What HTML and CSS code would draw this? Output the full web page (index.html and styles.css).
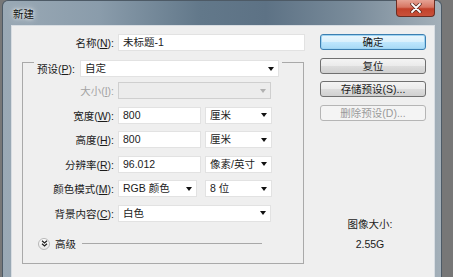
FILE: index.html
```html
<!DOCTYPE html>
<html lang="zh-CN">
<head>
    <meta charset="UTF-8">
    <title>新建</title>
    <link rel="stylesheet" href="styles.css">
</head>
<body>
    <div class="window">
        <div class="titlebar">
            <span class="title">新建</span>
            <div class="close">
                <svg width="12" height="10" viewBox="0 0 12 10">
                    <path d="M2 1 L10 9 M10 1 L2 9" stroke="#5a2a20" stroke-width="3.4" stroke-linecap="round"/>
                    <path d="M2 1 L10 9 M10 1 L2 9" stroke="#ffffff" stroke-width="1.8" stroke-linecap="round"/>
                </svg>
            </div>
        </div>
        <div class="client">
            <div class="left">
                <div class="name-row">
                    <span class="lbl name-lbl">名称(<u>N</u>):</span>
                    <div class="field w-name">未标题-1</div>
                </div>

                <div class="group">
                    <div class="preset">
                        <span class="lbl">预设(<u>P</u>):</span>
                        <div class="field select w-preset">自定<i class="arrow"></i></div>
                    </div>

                    <div class="rows">
                        <div class="row">
                            <span class="lbl row-lbl disabled">大小(<u>I</u>):</span>
                            <div class="field select off w-full"><i class="arrow"></i></div>
                        </div>
                        <div class="row">
                            <span class="lbl row-lbl">宽度(<u>W</u>):</span>
                            <div class="field w-num">800</div>
                            <div class="field select w-unit">厘米<i class="arrow"></i></div>
                        </div>
                        <div class="row">
                            <span class="lbl row-lbl">高度(<u>H</u>):</span>
                            <div class="field w-num">800</div>
                            <div class="field select w-unit">厘米<i class="arrow"></i></div>
                        </div>
                        <div class="row">
                            <span class="lbl row-lbl">分辨率(<u>R</u>):</span>
                            <div class="field w-num">96.012</div>
                            <div class="field select w-unit">像素/英寸<i class="arrow"></i></div>
                        </div>
                        <div class="row">
                            <span class="lbl row-lbl">颜色模式(<u>M</u>):</span>
                            <div class="field select w-mode">RGB 颜色<i class="arrow"></i></div>
                            <div class="field select w-unit">8 位<i class="arrow"></i></div>
                        </div>
                        <div class="row">
                            <span class="lbl row-lbl">背景内容(<u>C</u>):</span>
                            <div class="field select w-full">白色<i class="arrow"></i></div>
                        </div>
                    </div>

                    <div class="advanced">
                        <span class="adv-icon">
                            <svg width="7" height="7" viewBox="0 0 7 7">
                                <path d="M1 0.8 L3.5 3 L6 0.8 M1 3.8 L3.5 6 L6 3.8" fill="none" stroke="#222" stroke-width="1.3"/>
                            </svg>
                        </span>
                        <span class="adv-text">高级</span>
                        <span class="adv-line"></span>
                    </div>
                </div>
            </div>

            <div class="right">
                <div class="btn default">确定</div>
                <div class="btn">复位</div>
                <div class="btn">存储预设(S)...</div>
                <div class="btn off">删除预设(D)...</div>
                <div class="info">
                    <div>图像大小:</div>
                    <div>2.55G</div>
                </div>
            </div>
        </div>
    </div>
</body>
</html>
```

FILE: styles.css
```css
body {
    margin: 0;
    background-color: #777;
    font-family: "Liberation Sans", "Noto Sans CJK SC", sans-serif;
    font-size: 10.5px;
    color: #1b1b1b;
    overflow: hidden;
}
u {
    text-decoration: underline;
    text-underline-offset: 1px;
}
.window {
    margin-left: 2px;
    width: 440px;
    height: 280px;
    border: 1px solid #4d5a66;
    border-bottom: none;
    border-radius: 6px 6px 0 0;
    background: linear-gradient(90deg, #9aa9b5 0%, #8a9cab 22%, #62788a 45%, #5d7285 60%, #7a8c9b 80%, #a4b0b9 100%);
    padding: 0 6px 0 8px;
    box-sizing: border-box;
    display: flex;
    flex-direction: column;
}
.titlebar {
    height: 24px;
    display: flex;
    align-items: flex-start;
}
.title {
    margin-top: 5px;
    margin-left: 2px;
    color: #111;
    text-shadow: 0 0 6px rgba(255,255,255,0.9), 0 0 3px rgba(255,255,255,0.8);
}
.close {
    margin-left: auto;
    margin-top: -1px;
    width: 39px;
    height: 17px;
    border: 1px solid #6b2d22;
    border-top: none;
    border-radius: 0 0 4px 4px;
    box-sizing: border-box;
    background: linear-gradient(180deg, #e6a394 0%, #d77562 45%, #c2412a 55%, #c9513a 100%);
    display: flex;
    align-items: center;
    justify-content: center;
}
.client {
    flex: 1;
    background-color: #efefef;
    border: 1px solid #d8dde2;
    display: flex;
}
.left {
    width: 293px;
    padding-top: 8px;
}
.lbl {
    white-space: nowrap;
}
.disabled {
    color: #a3a3a3;
}
.name-row {
    display: flex;
    align-items: center;
}
.name-lbl {
    width: 102px;
    text-align: right;
    margin-right: 4px;
}
.field {
    height: 17px;
    box-sizing: border-box;
    background-color: #fff;
    border: 1px solid #e2e2e2;
    padding-left: 4px;
    line-height: 15px;
    white-space: nowrap;
    display: flex;
    align-items: center;
}
.arrow {
    flex-shrink: 0;
    margin-left: auto;
    margin-right: 4px;
    width: 0;
    height: 0;
    border-left: 3.5px solid transparent;
    border-right: 3.5px solid transparent;
    border-top: 4px solid #111;
}
.field.off {
    background-color: #ececec;
    border-color: #cfcfcf;
}
.field.off .arrow {
    border-top-color: #b0b0b0;
}
.w-name { width: 187px; }
.w-preset { width: 199px; }
.w-full { width: 153px; }
.w-num { width: 83px; }
.w-unit { width: 67px; margin-left: 4px; }
.w-mode { width: 79px; }
.w-mode + .w-unit { margin-left: 8px; }
.group {
    margin-top: 11px;
    margin-left: 10px;
    width: 282px;
    height: 202px;
    box-sizing: border-box;
    border: 1px solid #a9a9a9;
}
.preset {
    margin-top: -4px;
    margin-left: 11px;
    padding: 0 3px;
    background-color: #efefef;
    display: inline-flex;
    align-items: center;
    gap: 5px;
}
.rows {
    margin-top: 5px;
    display: flex;
    flex-direction: column;
    gap: 7.6px;
}
.row {
    display: flex;
    align-items: center;
}
.row-lbl {
    width: 91px;
    text-align: right;
    margin-right: 4px;
}
.advanced {
    margin-top: 15px;
    margin-left: 15px;
    display: flex;
    align-items: center;
    height: 14px;
}
.adv-icon {
    width: 12px;
    height: 12px;
    box-sizing: border-box;
    border-radius: 50%;
    border: 1px solid #b8b8b8;
    background: linear-gradient(180deg, #ffffff 0%, #e8e8e8 100%);
    display: flex;
    align-items: center;
    justify-content: center;
}
.adv-text {
    margin-left: 5px;
}
.adv-line {
    margin-left: 6px;
    width: 180px;
    height: 1px;
    background-color: #a8a8a8;
}
.right {
    margin-left: 15px;
    padding-top: 8px;
    width: 106px;
    display: flex;
    flex-direction: column;
    gap: 7.5px;
}
.btn {
    height: 16px;
    box-sizing: border-box;
    border: 1px solid #707070;
    border-radius: 3px;
    background: linear-gradient(180deg, #f4f4f4 0%, #ebebeb 48%, #dddddd 52%, #d0d0d0 100%);
    text-align: center;
    line-height: 14px;
    white-space: nowrap;
    color: #1b1b1b;
}
.btn.default {
    border-color: #3c7fb1;
    background: linear-gradient(180deg, #eaf6fd 0%, #d9f0fc 48%, #bee6fd 52%, #a7d9f5 100%);
    box-shadow: 0 0 0 1px #9fd4f2 inset;
}
.btn.off {
    border-color: #b5b5b5;
    background: #f4f4f4;
    color: #9a9a9a;
}
.info {
    margin-top: 86px;
    padding-right: 6px;
    text-align: center;
    line-height: 20px;
}
```
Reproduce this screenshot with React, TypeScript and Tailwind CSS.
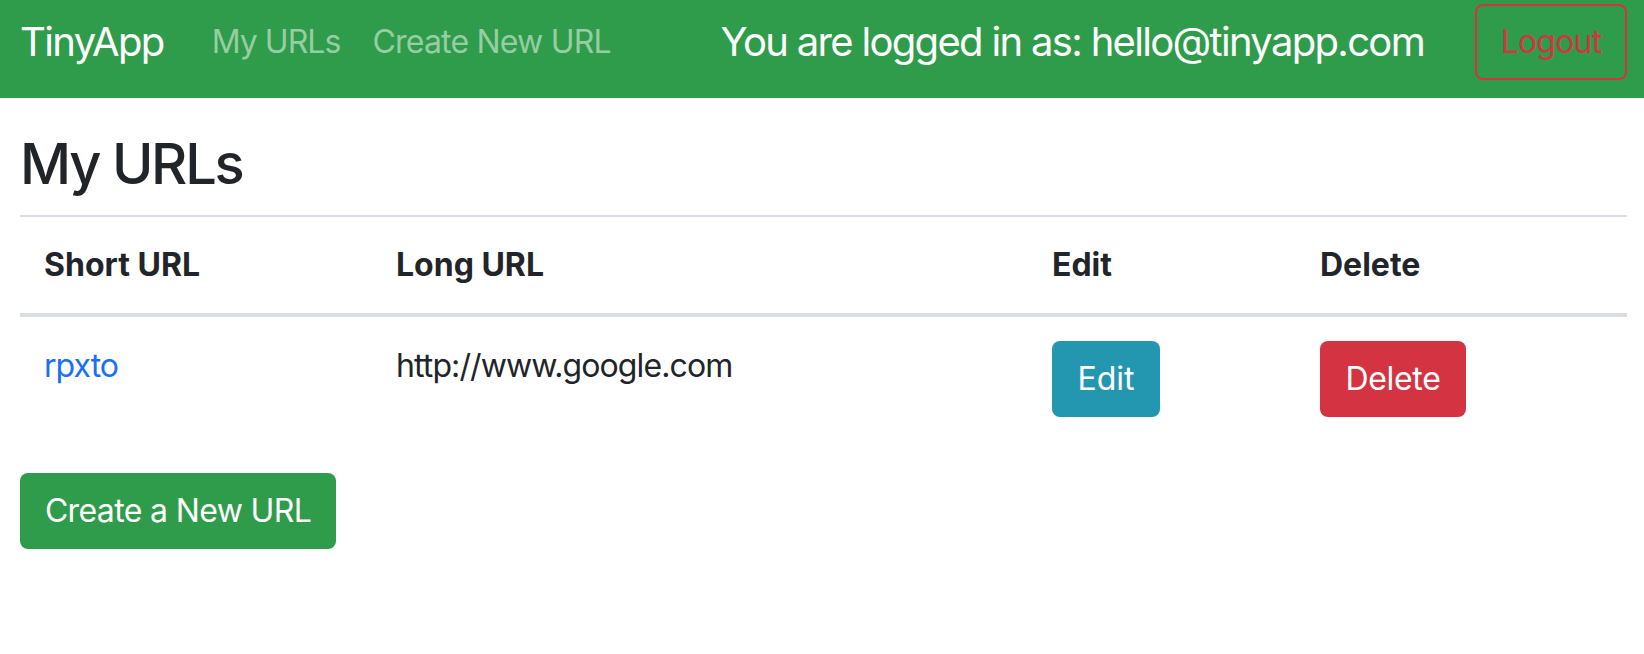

────

EXERCISE BRIEF
Quote each record exactly as it stands, minus the pictures.

THE OUTPUT
What HTML and CSS code would draw this? Output the full web page (index.html and styles.css).
FILE: index.html
```html
<!DOCTYPE html>
<html lang="zh-CN">
<head>
    <meta charset="UTF-8">
    <title>新建</title>
    <link rel="stylesheet" href="styles.css">
</head>
<body>
    <div class="window">
        <div class="titlebar">
            <span class="title">新建</span>
            <div class="close">
                <svg width="12" height="10" viewBox="0 0 12 10">
                    <path d="M2 1 L10 9 M10 1 L2 9" stroke="#5a2a20" stroke-width="3.4" stroke-linecap="round"/>
                    <path d="M2 1 L10 9 M10 1 L2 9" stroke="#ffffff" stroke-width="1.8" stroke-linecap="round"/>
                </svg>
            </div>
        </div>
        <div class="client">
            <div class="left">
                <div class="name-row">
                    <span class="lbl name-lbl">名称(<u>N</u>):</span>
                    <div class="field w-name">未标题-1</div>
                </div>

                <div class="group">
                    <div class="preset">
                        <span class="lbl">预设(<u>P</u>):</span>
                        <div class="field select w-preset">自定<i class="arrow"></i></div>
                    </div>

                    <div class="rows">
                        <div class="row">
                            <span class="lbl row-lbl disabled">大小(<u>I</u>):</span>
                            <div class="field select off w-full"><i class="arrow"></i></div>
                        </div>
                        <div class="row">
                            <span class="lbl row-lbl">宽度(<u>W</u>):</span>
                            <div class="field w-num">800</div>
                            <div class="field select w-unit">厘米<i class="arrow"></i></div>
                        </div>
                        <div class="row">
                            <span class="lbl row-lbl">高度(<u>H</u>):</span>
                            <div class="field w-num">800</div>
                            <div class="field select w-unit">厘米<i class="arrow"></i></div>
                        </div>
                        <div class="row">
                            <span class="lbl row-lbl">分辨率(<u>R</u>):</span>
                            <div class="field w-num">96.012</div>
                            <div class="field select w-unit">像素/英寸<i class="arrow"></i></div>
                        </div>
                        <div class="row">
                            <span class="lbl row-lbl">颜色模式(<u>M</u>):</span>
                            <div class="field select w-mode">RGB 颜色<i class="arrow"></i></div>
                            <div class="field select w-unit">8 位<i class="arrow"></i></div>
                        </div>
                        <div class="row">
                            <span class="lbl row-lbl">背景内容(<u>C</u>):</span>
                            <div class="field select w-full">白色<i class="arrow"></i></div>
                        </div>
                    </div>

                    <div class="advanced">
                        <span class="adv-icon">
                            <svg width="7" height="7" viewBox="0 0 7 7">
                                <path d="M1 0.8 L3.5 3 L6 0.8 M1 3.8 L3.5 6 L6 3.8" fill="none" stroke="#222" stroke-width="1.3"/>
                            </svg>
                        </span>
                        <span class="adv-text">高级</span>
                        <span class="adv-line"></span>
                    </div>
                </div>
            </div>

            <div class="right">
                <div class="btn default">确定</div>
                <div class="btn">复位</div>
                <div class="btn">存储预设(S)...</div>
                <div class="btn off">删除预设(D)...</div>
                <div class="info">
                    <div>图像大小:</div>
                    <div>2.55G</div>
                </div>
            </div>
        </div>
    </div>
</body>
</html>
```

FILE: styles.css
```css
body {
    margin: 0;
    background-color: #777;
    font-family: "Liberation Sans", "Noto Sans CJK SC", sans-serif;
    font-size: 10.5px;
    color: #1b1b1b;
    overflow: hidden;
}
u {
    text-decoration: underline;
    text-underline-offset: 1px;
}
.window {
    margin-left: 2px;
    width: 440px;
    height: 280px;
    border: 1px solid #4d5a66;
    border-bottom: none;
    border-radius: 6px 6px 0 0;
    background: linear-gradient(90deg, #9aa9b5 0%, #8a9cab 22%, #62788a 45%, #5d7285 60%, #7a8c9b 80%, #a4b0b9 100%);
    padding: 0 6px 0 8px;
    box-sizing: border-box;
    display: flex;
    flex-direction: column;
}
.titlebar {
    height: 24px;
    display: flex;
    align-items: flex-start;
}
.title {
    margin-top: 5px;
    margin-left: 2px;
    color: #111;
    text-shadow: 0 0 6px rgba(255,255,255,0.9), 0 0 3px rgba(255,255,255,0.8);
}
.close {
    margin-left: auto;
    margin-top: -1px;
    width: 39px;
    height: 17px;
    border: 1px solid #6b2d22;
    border-top: none;
    border-radius: 0 0 4px 4px;
    box-sizing: border-box;
    background: linear-gradient(180deg, #e6a394 0%, #d77562 45%, #c2412a 55%, #c9513a 100%);
    display: flex;
    align-items: center;
    justify-content: center;
}
.client {
    flex: 1;
    background-color: #efefef;
    border: 1px solid #d8dde2;
    display: flex;
}
.left {
    width: 293px;
    padding-top: 8px;
}
.lbl {
    white-space: nowrap;
}
.disabled {
    color: #a3a3a3;
}
.name-row {
    display: flex;
    align-items: center;
}
.name-lbl {
    width: 102px;
    text-align: right;
    margin-right: 4px;
}
.field {
    height: 17px;
    box-sizing: border-box;
    background-color: #fff;
    border: 1px solid #e2e2e2;
    padding-left: 4px;
    line-height: 15px;
    white-space: nowrap;
    display: flex;
    align-items: center;
}
.arrow {
    flex-shrink: 0;
    margin-left: auto;
    margin-right: 4px;
    width: 0;
    height: 0;
    border-left: 3.5px solid transparent;
    border-right: 3.5px solid transparent;
    border-top: 4px solid #111;
}
.field.off {
    background-color: #ececec;
    border-color: #cfcfcf;
}
.field.off .arrow {
    border-top-color: #b0b0b0;
}
.w-name { width: 187px; }
.w-preset { width: 199px; }
.w-full { width: 153px; }
.w-num { width: 83px; }
.w-unit { width: 67px; margin-left: 4px; }
.w-mode { width: 79px; }
.w-mode + .w-unit { margin-left: 8px; }
.group {
    margin-top: 11px;
    margin-left: 10px;
    width: 282px;
    height: 202px;
    box-sizing: border-box;
    border: 1px solid #a9a9a9;
}
.preset {
    margin-top: -4px;
    margin-left: 11px;
    padding: 0 3px;
    background-color: #efefef;
    display: inline-flex;
    align-items: center;
    gap: 5px;
}
.rows {
    margin-top: 5px;
    display: flex;
    flex-direction: column;
    gap: 7.6px;
}
.row {
    display: flex;
    align-items: center;
}
.row-lbl {
    width: 91px;
    text-align: right;
    margin-right: 4px;
}
.advanced {
    margin-top: 15px;
    margin-left: 15px;
    display: flex;
    align-items: center;
    height: 14px;
}
.adv-icon {
    width: 12px;
    height: 12px;
    box-sizing: border-box;
    border-radius: 50%;
    border: 1px solid #b8b8b8;
    background: linear-gradient(180deg, #ffffff 0%, #e8e8e8 100%);
    display: flex;
    align-items: center;
    justify-content: center;
}
.adv-text {
    margin-left: 5px;
}
.adv-line {
    margin-left: 6px;
    width: 180px;
    height: 1px;
    background-color: #a8a8a8;
}
.right {
    margin-left: 15px;
    padding-top: 8px;
    width: 106px;
    display: flex;
    flex-direction: column;
    gap: 7.5px;
}
.btn {
    height: 16px;
    box-sizing: border-box;
    border: 1px solid #707070;
    border-radius: 3px;
    background: linear-gradient(180deg, #f4f4f4 0%, #ebebeb 48%, #dddddd 52%, #d0d0d0 100%);
    text-align: center;
    line-height: 14px;
    white-space: nowrap;
    color: #1b1b1b;
}
.btn.default {
    border-color: #3c7fb1;
    background: linear-gradient(180deg, #eaf6fd 0%, #d9f0fc 48%, #bee6fd 52%, #a7d9f5 100%);
    box-shadow: 0 0 0 1px #9fd4f2 inset;
}
.btn.off {
    border-color: #b5b5b5;
    background: #f4f4f4;
    color: #9a9a9a;
}
.info {
    margin-top: 86px;
    padding-right: 6px;
    text-align: center;
    line-height: 20px;
}
```
Reproduce this screenshot with React, TypeScript and Tailwind CSS.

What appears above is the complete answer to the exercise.